Nassau budget law allows changes after Election Day
Newsday’s Oct. 5 editorial on the Nassau County budget process is rife with factual errors and distortions [“Nassau legislators play bait-and-switch in fall”].
Yes, the law requires the legislature to pass a budget by Oct. 30. But Newsday should have been more diligent in researching the law. Had you read further, you would have discovered that the county executive then has 10 days to review legislative changes and sign the budget as amended, or exercise his line-item veto. The legislature is then granted another seven days to execute an override if it can muster the 13 required votes.

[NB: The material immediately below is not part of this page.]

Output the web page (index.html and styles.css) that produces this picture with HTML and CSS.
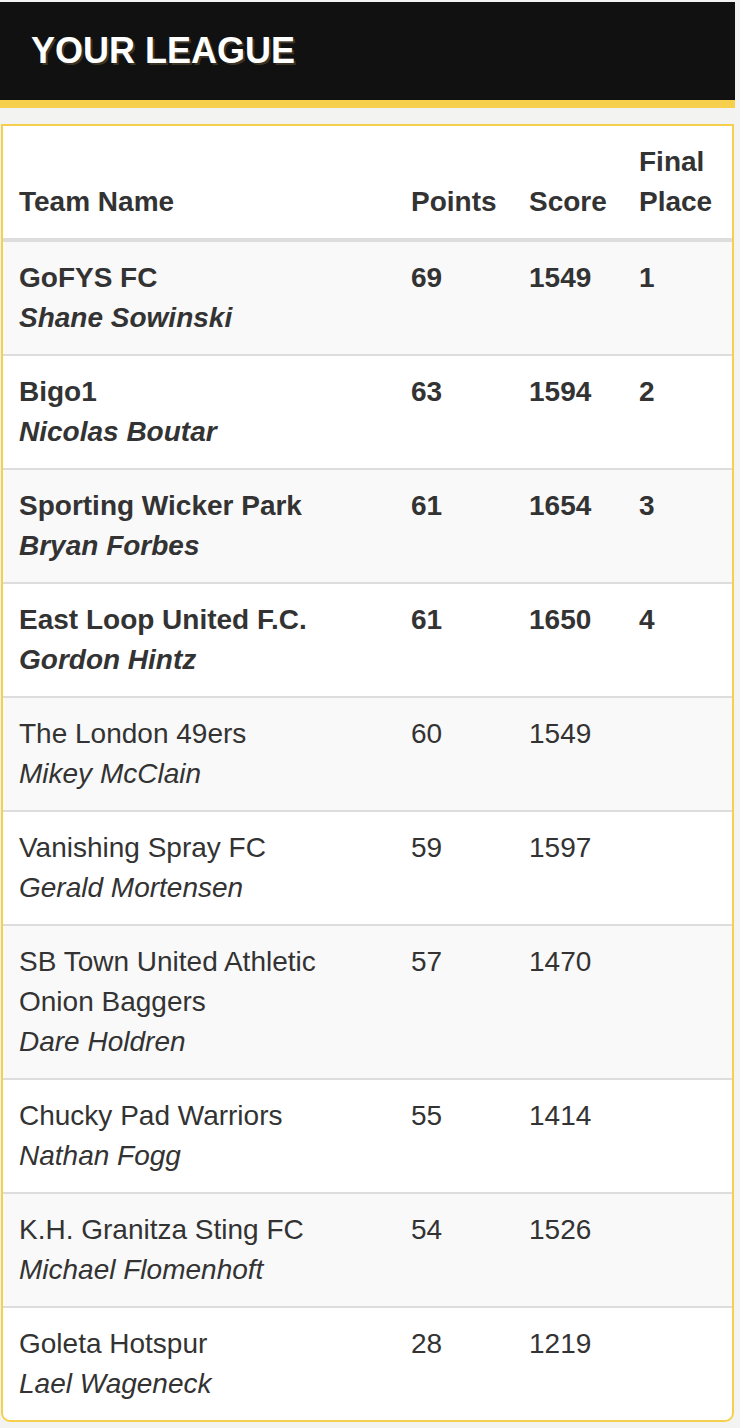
FILE: index.html
```html
<!DOCTYPE html>
<html lang="en">
<head>
<meta charset="utf-8">
<title>Your League</title>
<link rel="stylesheet" href="styles.css">
</head>
<body>
<header class="league-header">
  <h1 class="league-title">YOUR LEAGUE</h1>
</header>
<div class="league-panel">
  <table class="league-table">
    <colgroup>
      <col class="col-team">
      <col class="col-points">
      <col class="col-score">
      <col class="col-place">
    </colgroup>
    <thead>
      <tr>
        <th>Team Name</th>
        <th>Points</th>
        <th>Score</th>
        <th>Final Place</th>
      </tr>
    </thead>
    <tbody>
      <tr class="winner">
        <td><div class="team">GoFYS FC</div><div class="manager">Shane Sowinski</div></td>
        <td>69</td><td>1549</td><td>1</td>
      </tr>
      <tr class="winner">
        <td><div class="team">Bigo1</div><div class="manager">Nicolas Boutar</div></td>
        <td>63</td><td>1594</td><td>2</td>
      </tr>
      <tr class="winner">
        <td><div class="team">Sporting Wicker Park</div><div class="manager">Bryan Forbes</div></td>
        <td>61</td><td>1654</td><td>3</td>
      </tr>
      <tr class="winner">
        <td><div class="team">East Loop United F.C.</div><div class="manager">Gordon Hintz</div></td>
        <td>61</td><td>1650</td><td>4</td>
      </tr>
      <tr>
        <td><div class="team">The London 49ers</div><div class="manager">Mikey McClain</div></td>
        <td>60</td><td>1549</td><td></td>
      </tr>
      <tr>
        <td><div class="team">Vanishing Spray FC</div><div class="manager">Gerald Mortensen</div></td>
        <td>59</td><td>1597</td><td></td>
      </tr>
      <tr>
        <td><div class="team">SB Town United Athletic Onion Baggers</div><div class="manager">Dare Holdren</div></td>
        <td>57</td><td>1470</td><td></td>
      </tr>
      <tr>
        <td><div class="team">Chucky Pad Warriors</div><div class="manager">Nathan Fogg</div></td>
        <td>55</td><td>1414</td><td></td>
      </tr>
      <tr>
        <td><div class="team">K.H. Granitza Sting FC</div><div class="manager">Michael Flomenhoft</div></td>
        <td>54</td><td>1526</td><td></td>
      </tr>
      <tr>
        <td><div class="team">Goleta Hotspur</div><div class="manager">Lael Wageneck</div></td>
        <td>28</td><td>1219</td><td></td>
      </tr>
    </tbody>
  </table>
</div>
</body>
</html>
```
FILE: styles.css
```css
html, body {
  margin: 0;
  padding: 0;
  background: #f3f3f2;
}

body {
  font-family: "Liberation Sans", Arial, Helvetica, sans-serif;
  color: #333;
  padding-top: 2px;
}

.league-header {
  width: 735px;
  background: #111;
  border-bottom: 8px solid #f6d04d;
  padding: 29px 31px;
  box-sizing: border-box;
}

.league-title {
  margin: 0;
  font-size: 36px;
  line-height: 40px;
  font-weight: 700;
  color: #fff;
  text-shadow: 2px 2px 0 #3b3326;
}

.league-panel {
  margin: 16px 0 0 1px;
  width: 733px;
  box-sizing: border-box;
  border: 2px solid #f6d04d;
  border-radius: 0 0 9px 9px;
  background: #fff;
  overflow: hidden;
}

.league-table {
  width: 729px;
  border-collapse: collapse;
  table-layout: fixed;
  font-size: 28px;
  line-height: 40px;
}

.col-team { width: 392px; }
.col-points { width: 118px; }
.col-score { width: 110px; }
.col-place { width: 109px; }

.league-table th {
  text-align: left;
  font-weight: 700;
  vertical-align: bottom;
  padding: 16px;
  border-bottom: 4px solid #ddd;
}

.league-table td {
  vertical-align: top;
  padding: 16px;
  border-top: 2px solid #ddd;
}

.league-table tbody tr:first-child td {
  border-top: 0;
}

.league-table tbody tr:nth-child(odd) {
  background: #f9f9f9;
}

.manager {
  font-style: italic;
}

.winner td {
  font-weight: 700;
}
```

It is correct that we stripped all fees from the 2016 proposed budget and substituted other revenues. Those fees, as proposed, were unnecessary. However, you might recall that the Democrat-heavy board of the Nassau Interim Finance Authority, citing accounting rules that do not exist anywhere else in the state, threatened to cut funds for public safety, youth, seniors and buses, among other programs. Under this threat, which would have had a serious negative impact on the county, a portion of the proposed fees were restored to preserve these important programs.
We will pass a budget on Oct. 30. It will, like every budget we have passed, conform to all recognized generally accepting accounting principles and be a continuous improvement over the fiscal disaster the Democrats left us in 2009, which triggered NIFA’s takeover.
Norma Gonsalves, East Meadow
Editor’s note: The writer is presiding officer of the Nassau County Legislature.